This essay is the first installment of a series on the role and consequences of computability theory within philosophy. What will it be about?

There is currently a lot of speculation and a lot of hype about questions like: Are “AI” systems really intelligent? What is intelligence, after all? Are “AI” systems on the verge of becoming generally intelligent, i.e. to become “AGI” systems, or of getting “human level” intelligence? Will they soon even become “superintelligent” (whatever that means)?

In this series, I am going to argue that such questions can actually be answered on the basis of what is known as “computability theory.” Computability theory is a branch of mathematics as well as a branch of theoretical computer science. I am going to explain where I see its role within theoretical and—later on in the series – even within practical philosophy, and I will explain why I consider it to be a core component of philosophy.

Many people consider mathematics to be difficult, but there is no reason to be afraid of computability theory. The basic ideas are easy to understand, and you do not need to know calculus or any other more advanced similar mathematical theories. In fact, I think computability theory could (and should) be taught in schools in 8^th to 10^th grade. Although I am going to present some concepts from the theory and even sketch some important proofs in this series, I am not going to give a complete and comprehensive introduction to computability theory. In case you are interested in the subject in more detail and want a deeper understanding of it, there are good textbooks you could use.[iii]

Key concepts around which this series is going to revolve include formalizability, formal theories, algorithms, formalizable systems, computability, non-computability, non-formalizable entities (which I call “proteons”), non-formalizability, completeness, incompleteness, and creativity. Based on the central concept of creativity, I call this entire body of thought “Creativistic philosophy.” One could also refer to it as “Creativism.”

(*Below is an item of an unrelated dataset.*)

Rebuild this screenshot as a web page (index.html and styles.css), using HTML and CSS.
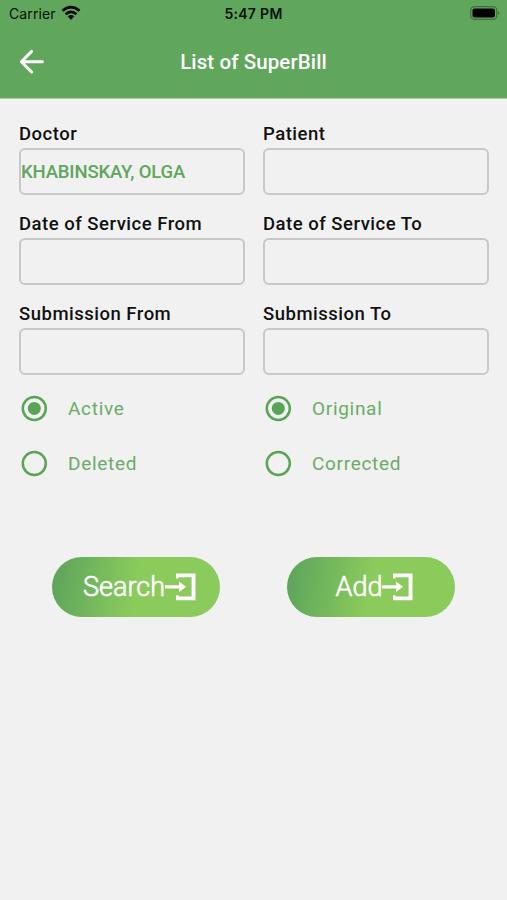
FILE: index.html
```html
<!DOCTYPE html>
<html lang="en">
<head>
<meta charset="utf-8">
<title>List of SuperBill</title>
<link rel="stylesheet" href="styles.css">
</head>
<body>
<header class="header">
  <div class="status">
    <div class="carrier"><span class="carrier-name">Carrier</span>
      <svg class="wifi" width="20" height="16" viewBox="0 0 20 16" fill="none" stroke="#000" stroke-width="2.7"><path d="M1.5 5.7Q10-1.5 18.5 5.7M4.6 9.2Q10 4.5 15.4 9.2"/><path d="M6.8 11.5Q10 8.6 13.2 11.5L10 14.7Z" fill="#000" stroke="none"/></svg>
    </div>
    <div class="clock">5:47 PM</div>
    <div class="power"><svg width="30" height="14" viewBox="0 0 30 14"><rect x=".7" y=".7" width="26" height="12.6" rx="3.6" fill="none" stroke="#3d713b" stroke-width="1.2"/><rect x="2.5" y="2.5" width="22.4" height="9" rx="2" fill="#000"/><path d="M28 5q2.6 2 0 4z" fill="#3d713b"/></svg></div>
  </div>
  <div class="bar">
    <svg class="back" width="26" height="26" viewBox="0 0 26 26" fill="none" stroke="#fff" stroke-width="3" stroke-linecap="round" stroke-linejoin="round"><path d="M24.4 12.7H3.6M13.6 2.4 3.4 12.7 13.6 23"/></svg>
    <h1 class="title">List of SuperBill</h1>
  </div>
</header>
<main>
  <div class="fields">
    <div class="field"><div class="label">Doctor</div><div class="box"><span class="value">KHABINSKAY, OLGA</span></div></div>
    <div class="field"><div class="label">Patient</div><div class="box"></div></div>
    <div class="field"><div class="label">Date of Service From</div><div class="box"></div></div>
    <div class="field"><div class="label">Date of Service To</div><div class="box"></div></div>
    <div class="field"><div class="label">Submission From</div><div class="box"></div></div>
    <div class="field"><div class="label">Submission To</div><div class="box"></div></div>
  </div>
  <div class="options">
    <div class="option"><svg class="radio" width="26" height="26" viewBox="0 0 26 26"><circle class="ring" cx="13.3" cy="12.4" r="11.5"/><circle class="dot" cx="13.3" cy="12.4" r="6.5"/></svg><span>Active</span></div>
    <div class="option"><svg class="radio" width="26" height="26" viewBox="0 0 26 26"><circle class="ring" cx="13.3" cy="12.4" r="11.5"/><circle class="dot" cx="13.3" cy="12.4" r="6.5"/></svg><span>Original</span></div>
    <div class="option"><svg class="radio" width="26" height="26" viewBox="0 0 26 26"><circle class="ring" cx="13.3" cy="12.4" r="11.5"/></svg><span>Deleted</span></div>
    <div class="option"><svg class="radio" width="26" height="26" viewBox="0 0 26 26"><circle class="ring" cx="13.3" cy="12.4" r="11.5"/></svg><span>Corrected</span></div>
  </div>
  <div class="actions">
    <button class="button"><span>Search</span><svg width="31" height="28" viewBox="0 0 31 28"><path d="M0 12.3h14V8.4l7 5.4-7 5.4v-3.8H0zM11 .4h19.5v26.8H11v-5h2.6v1.2h13V4.2h-13v1.2H11z" fill="#fff"/></svg></button>
    <button class="button"><span>Add</span><svg width="31" height="28" viewBox="0 0 31 28"><path d="M0 12.3h14V8.4l7 5.4-7 5.4v-3.8H0zM11 .4h19.5v26.8H11v-5h2.6v1.2h13V4.2h-13v1.2H11z" fill="#fff"/></svg></button>
  </div>
</main>
</body>
</html>
```
FILE: styles.css
```css
* { box-sizing: border-box; }
body { margin: 0; min-height: 900px; background: #f1f1f1; font-family: Roboto, sans-serif; }
.header { height: 98px; background: #60a65c; box-shadow: 0 1px #a9cca7; }
.status { height: 27px; display: grid; grid-template-columns: 1fr auto 1fr; padding: 0 7px 0 9px; font: 14px/28px Inter, sans-serif; color: #071006; }
.carrier { display: flex; gap: 5px; align-items: flex-start; }
.carrier-name { letter-spacing: .1px; }
.wifi { margin-top: 5px; }
.clock { font-weight: 600; letter-spacing: .3px; margin-right: 2px; }
.power { display: flex; justify-content: flex-end; padding-top: 6px; }
.bar { display: grid; grid-template-columns: 1fr auto 1fr; align-items: center; height: 70px; padding: 0 18px; }
.title { margin: 0; color: #fff; font-size: 20.5px; font-weight: 500; line-height: 28px; letter-spacing: .1px; }
.fields { display: grid; grid-template-columns: 226px 226px; column-gap: 18px; row-gap: 12px; padding: 21px 19px 0; }
.field { height: 78px; padding-top: 4px; }
.label { height: 25px; font-size: 18.5px; font-weight: 500; line-height: 23px; letter-spacing: .5px; color: #111; }
.box { height: 47px; border: 2px solid #c8c8c8; border-radius: 6px; display: flex; align-items: center; }
.value { color: #60a65c; font-size: 18.5px; font-weight: 500; letter-spacing: -.15px; }
.options { display: grid; grid-template-columns: 244px 1fr; grid-auto-rows: 55px; padding: 4px 0 0 21px; }
.option { display: flex; align-items: center; gap: 21px; color: #6aac67; font-size: 19px; letter-spacing: .7px; }
.ring { fill: none; stroke: #5aa457; stroke-width: 2.5; }
.dot { fill: #5aa457; }
.radio { overflow: visible; }
.actions { display: flex; gap: 67px; padding: 66px 0 0 52px; }
.button { width: 168px; height: 60px; padding: 0 0 0 7px; border: 0; border-radius: 30px; background: linear-gradient(100deg, #5ea55c 3%, #8bcb5c 50%); display: flex; align-items: center; justify-content: center; color: #fff; font: 300 27px/32px Roboto, sans-serif; -webkit-text-stroke: .6px #fff; }
```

In this series, after explaining some basic concepts, I am going to argue, among other things,

that computability theory can be regarded as a theory of the limits of formalizability,
that the border between the formalizable and the non-formalizable is philosophically relevant,
that computability theory should therefore be regarded as a core discipline of theoretical philosophy,
but that it also has implications in practical philosophy, for example, for the philosophy of education,
that physical reality cannot be described completely in terms of formal theories/algorithms, so even the exact sciences should embrace the notion of non-formalizability,
that a General Theory of Everything, if we ever managed to find it, would be computationally incomplete,
that (and why) we do not live in a computer simulation,
that human cognition cannot be described completely in terms of any single formal or algorithmic theory,
that Turing-computability is not a complete description of the intuitive concept of computation but only of its formalizable part,
that a complete notion of computation and cognition has to include creativity, and what that is,
that human cognition, culture, language, society, civilization, and so-on, cannot be formalized and that the academic fields that deal with them therefore cannot be exact sciences and have to include a philosophical component,
that “AI” is not truly intelligent, but instead only “paraintelligent,” and what true intelligence actually is,[iv]
that every “AI” system is limited to a formalizable set of patterns and has systematic blind spots and that such blind spots, for example, “hallucinations,” are inevitable in paraintelligent systems,
that Artificial General Intelligence (AGI) is not possible within today’s “AI” framework, and what is missing (and what it would be, and not be, even if we could find a way to build it,
that advanced, sophisticated knowledge is always special and that high efficiency is always special and what this means for the idea of “superintelligence,”
that (and why) “superintelligence” is impossible, no matter how big and energy-guzzling some computing centers will be that are being built to implement it,
that the so-called “Singularity” is not going to happen,
and more.

This list is not exhaustive. But this first part of the series is just the trailer, so to speak, so I won’t reveal everything in advance here.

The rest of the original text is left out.